* BEGIN Dataset content *
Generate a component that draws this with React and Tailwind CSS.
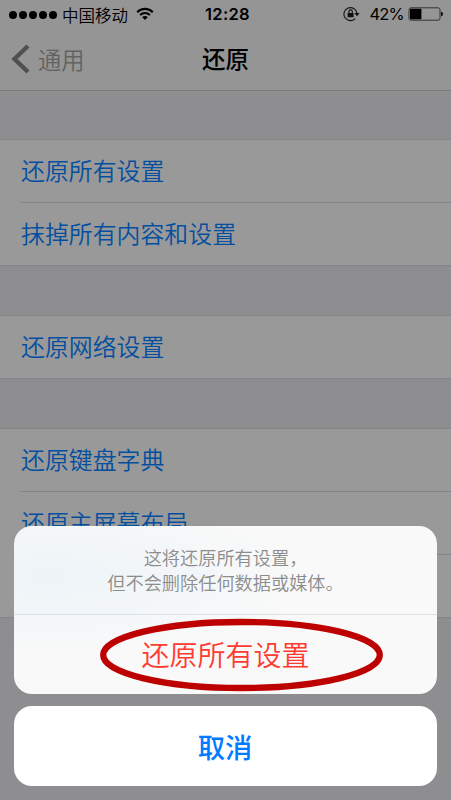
import React from 'react';

const groups = [
  ['还原所有设置', '抹掉所有内容和设置'],
  ['还原网络设置'],
  ['还原键盘字典', '还原主屏幕布局', '还原位置与隐私'],
];

const WifiIcon = () => (
  <svg width="18" height="14" viewBox="0 0 18 14" className="ml-[8px] mb-[1px]" fill="none" stroke="#000" strokeWidth="2.1">
    <path d="M1.2 5.2C5.5.7 12.5.7 16.8 5.2" />
    <path d="M4.1 8.1c2.8-2.8 7-2.8 9.8 0" />
    <path d="M6.2 10.2c1.6-1.5 4-1.5 5.6 0L9 13.1z" fill="#000" stroke="none" />
  </svg>
);

const RotationLockIcon = () => (
  <svg width="17" height="16" viewBox="0 0 17 16" className="mb-[1px]" fill="none" stroke="#111" strokeWidth="1.1">
    <path d="M12.2 12.6A6.5 6.5 0 1 1 13.9 7.2" />
    <path d="M11.4 7h5.2l-2.6 3.2z" fill="#111" stroke="none" />
    <rect x="4.6" y="6.9" width="6" height="4.4" rx="0.6" fill="#111" stroke="none" />
    <path d="M5.9 7V5.600a1.7 1.7 0 0 1 3.4 0V7" />
  </svg>
);

const BatteryIcon = () => (
  <svg width="36" height="14" viewBox="0 0 36 14" className="ml-[4px] mb-[1px]">
    <rect x="1" y="0.8" width="31" height="12.4" rx="2" fill="none" stroke="#333" strokeWidth="1" />
    <rect x="2" y="1.8" width="11.4" height="10.4" rx="0.8" fill="#000" />
    <path d="M33 4.8c1.3.2 2 1 2 2.2s-.7 2-2 2.2z" fill="#111" />
  </svg>
);

const StatusBar = () => (
  <div className="grid grid-cols-[1fr_auto_1fr] items-center h-[29px] text-black">
    <div className="flex items-center pl-[9px]">
      <div className="flex gap-[2px]">
        {[0, 1, 2, 3, 4].map((dot) => (
          <span key={dot} className="w-[8px] h-[8px] rounded-full bg-black" />
        ))}
      </div>
      <span className="ml-[5px] text-[16.5px] leading-[28px] font-[350]">中国移动</span>
      <WifiIcon />
    </div>
    <span className="pl-[4px] font-['Inter'] font-semibold text-[16.5px] tracking-[0.3px]">12:28</span>
    <div className="flex items-center justify-end pr-[7px]">
      <RotationLockIcon />
      <span className="ml-[9px] font-['Inter'] text-[16.5px] tracking-[-0.8px]">42%</span>
      <BatteryIcon />
    </div>
  </div>
);

const NavBar = () => (
  <div className="grid grid-cols-[1fr_auto_1fr] items-center h-[60px]">
    <div className="flex items-center pl-[11px] text-[#626262]">
      <svg width="19" height="30" viewBox="0 0 19 30" fill="none" stroke="#505050" strokeWidth="4.4">
        <path d="M17 2L3.5 15L17 28" />
      </svg>
      <span className="ml-[8px] text-[23.3px] font-[350]">通用</span>
    </div>
    <h1 className="text-[23.5px] font-medium text-black">还原</h1>
  </div>
);

const SettingsGroup = ({ items }) => (
  <div className="border-y border-[#858587] bg-[#999999]">
    {items.map((item, index) => (
      <div key={item} className="pl-[21px]">
        <div
          className={
            index > 0
              ? 'h-[63px] pb-[2px] flex items-center border-t border-[#858587] text-[23.9px] font-[350] text-[#034f9f]'
              : 'h-[62px] pb-[2px] flex items-center text-[23.9px] font-[350] text-[#034f9f]'
          }
        >
          {item}
        </div>
      </div>
    ))}
  </div>
);

const ActionSheet = () => (
  <div className="absolute left-[14px] top-[526px] w-[423px] flex flex-col gap-[12px] text-center">
    <div className="h-[168px] rounded-[18px] bg-[#f9f9f9] bg-[radial-gradient(ellipse_at_8%_30%,#edf4f8_0%,#f9f9f9_48%)]">
      <div className="h-[89px] pt-[19px] border-b border-[#d9e0e8] text-[18.2px] leading-[25px] font-[350] text-[#8c8c8c]">
        <p>这将还原所有设置，</p>
        <p>但不会删除任何数据或媒体。</p>
      </div>
      <button className="w-full h-[79px] pb-[1px] text-[28px] font-[350] text-[#ff3b30]">还原所有设置</button>
    </div>
    <button className="h-[80px] pr-[1px] rounded-[18px] bg-white text-[27.3px] font-medium text-[#007aff]">取消</button>
    {/* Hand-drawn highlight around the reset action */}
    <svg className="absolute left-[86px] top-[92px] pointer-events-none" width="284" height="74" viewBox="0 0 284 74">
      <ellipse cx="141.5" cy="37" rx="138.3" ry="33" fill="none" stroke="#bd0000" strokeWidth="6.3" />
    </svg>
  </div>
);

const App = () => {
  return (
    <div className="relative w-[451px] h-[800px] overflow-hidden bg-[#8e8e90] font-['Noto_Sans_CJK_SC',sans-serif]">
      <div className="h-[91px] bg-[#959595] border-b border-[#7b7b7c]">
        <StatusBar />
        <NavBar />
      </div>
      <div className="pt-[48px] flex flex-col gap-[49px]">
        {groups.map((items) => (
          <SettingsGroup key={items[0]} items={items} />
        ))}
      </div>
      <ActionSheet />
    </div>
  );
};

export default App;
* END Dataset content *
Exercise requirements:
Reproduce the material above verbatim; omit every picture.

Exercise response:
Generate a component that draws this with React and Tailwind CSS.
import React from 'react';

const groups = [
  ['还原所有设置', '抹掉所有内容和设置'],
  ['还原网络设置'],
  ['还原键盘字典', '还原主屏幕布局', '还原位置与隐私'],
];

const WifiIcon = () => (
  <svg width="18" height="14" viewBox="0 0 18 14" className="ml-[8px] mb-[1px]" fill="none" stroke="#000" strokeWidth="2.1">
    <path d="M1.2 5.2C5.5.7 12.5.7 16.8 5.2" />
    <path d="M4.1 8.1c2.8-2.8 7-2.8 9.8 0" />
    <path d="M6.2 10.2c1.6-1.5 4-1.5 5.6 0L9 13.1z" fill="#000" stroke="none" />
  </svg>
);

const RotationLockIcon = () => (
  <svg width="17" height="16" viewBox="0 0 17 16" className="mb-[1px]" fill="none" stroke="#111" strokeWidth="1.1">
    <path d="M12.2 12.6A6.5 6.5 0 1 1 13.9 7.2" />
    <path d="M11.4 7h5.2l-2.6 3.2z" fill="#111" stroke="none" />
    <rect x="4.6" y="6.9" width="6" height="4.4" rx="0.6" fill="#111" stroke="none" />
    <path d="M5.9 7V5.600a1.7 1.7 0 0 1 3.4 0V7" />
  </svg>
);

const BatteryIcon = () => (
  <svg width="36" height="14" viewBox="0 0 36 14" className="ml-[4px] mb-[1px]">
    <rect x="1" y="0.8" width="31" height="12.4" rx="2" fill="none" stroke="#333" strokeWidth="1" />
    <rect x="2" y="1.8" width="11.4" height="10.4" rx="0.8" fill="#000" />
    <path d="M33 4.8c1.3.2 2 1 2 2.2s-.7 2-2 2.2z" fill="#111" />
  </svg>
);

const StatusBar = () => (
  <div className="grid grid-cols-[1fr_auto_1fr] items-center h-[29px] text-black">
    <div className="flex items-center pl-[9px]">
      <div className="flex gap-[2px]">
        {[0, 1, 2, 3, 4].map((dot) => (
          <span key={dot} className="w-[8px] h-[8px] rounded-full bg-black" />
        ))}
      </div>
      <span className="ml-[5px] text-[16.5px] leading-[28px] font-[350]">中国移动</span>
      <WifiIcon />
    </div>
    <span className="pl-[4px] font-['Inter'] font-semibold text-[16.5px] tracking-[0.3px]">12:28</span>
    <div className="flex items-center justify-end pr-[7px]">
      <RotationLockIcon />
      <span className="ml-[9px] font-['Inter'] text-[16.5px] tracking-[-0.8px]">42%</span>
      <BatteryIcon />
    </div>
  </div>
);

const NavBar = () => (
  <div className="grid grid-cols-[1fr_auto_1fr] items-center h-[60px]">
    <div className="flex items-center pl-[11px] text-[#626262]">
      <svg width="19" height="30" viewBox="0 0 19 30" fill="none" stroke="#505050" strokeWidth="4.4">
        <path d="M17 2L3.5 15L17 28" />
      </svg>
      <span className="ml-[8px] text-[23.3px] font-[350]">通用</span>
    </div>
    <h1 className="text-[23.5px] font-medium text-black">还原</h1>
  </div>
);

const SettingsGroup = ({ items }) => (
  <div className="border-y border-[#858587] bg-[#999999]">
    {items.map((item, index) => (
      <div key={item} className="pl-[21px]">
        <div
          className={
            index > 0
              ? 'h-[63px] pb-[2px] flex items-center border-t border-[#858587] text-[23.9px] font-[350] text-[#034f9f]'
              : 'h-[62px] pb-[2px] flex items-center text-[23.9px] font-[350] text-[#034f9f]'
          }
        >
          {item}
        </div>
      </div>
    ))}
  </div>
);

const ActionSheet = () => (
  <div className="absolute left-[14px] top-[526px] w-[423px] flex flex-col gap-[12px] text-center">
    <div className="h-[168px] rounded-[18px] bg-[#f9f9f9] bg-[radial-gradient(ellipse_at_8%_30%,#edf4f8_0%,#f9f9f9_48%)]">
      <div className="h-[89px] pt-[19px] border-b border-[#d9e0e8] text-[18.2px] leading-[25px] font-[350] text-[#8c8c8c]">
        <p>这将还原所有设置，</p>
        <p>但不会删除任何数据或媒体。</p>
      </div>
      <button className="w-full h-[79px] pb-[1px] text-[28px] font-[350] text-[#ff3b30]">还原所有设置</button>
    </div>
    <button className="h-[80px] pr-[1px] rounded-[18px] bg-white text-[27.3px] font-medium text-[#007aff]">取消</button>
    {/* Hand-drawn highlight around the reset action */}
    <svg className="absolute left-[86px] top-[92px] pointer-events-none" width="284" height="74" viewBox="0 0 284 74">
      <ellipse cx="141.5" cy="37" rx="138.3" ry="33" fill="none" stroke="#bd0000" strokeWidth="6.3" />
    </svg>
  </div>
);

const App = () => {
  return (
    <div className="relative w-[451px] h-[800px] overflow-hidden bg-[#8e8e90] font-['Noto_Sans_CJK_SC',sans-serif]">
      <div className="h-[91px] bg-[#959595] border-b border-[#7b7b7c]">
        <StatusBar />
        <NavBar />
      </div>
      <div className="pt-[48px] flex flex-col gap-[49px]">
        {groups.map((items) => (
          <SettingsGroup key={items[0]} items={items} />
        ))}
      </div>
      <ActionSheet />
    </div>
  );
};

export default App;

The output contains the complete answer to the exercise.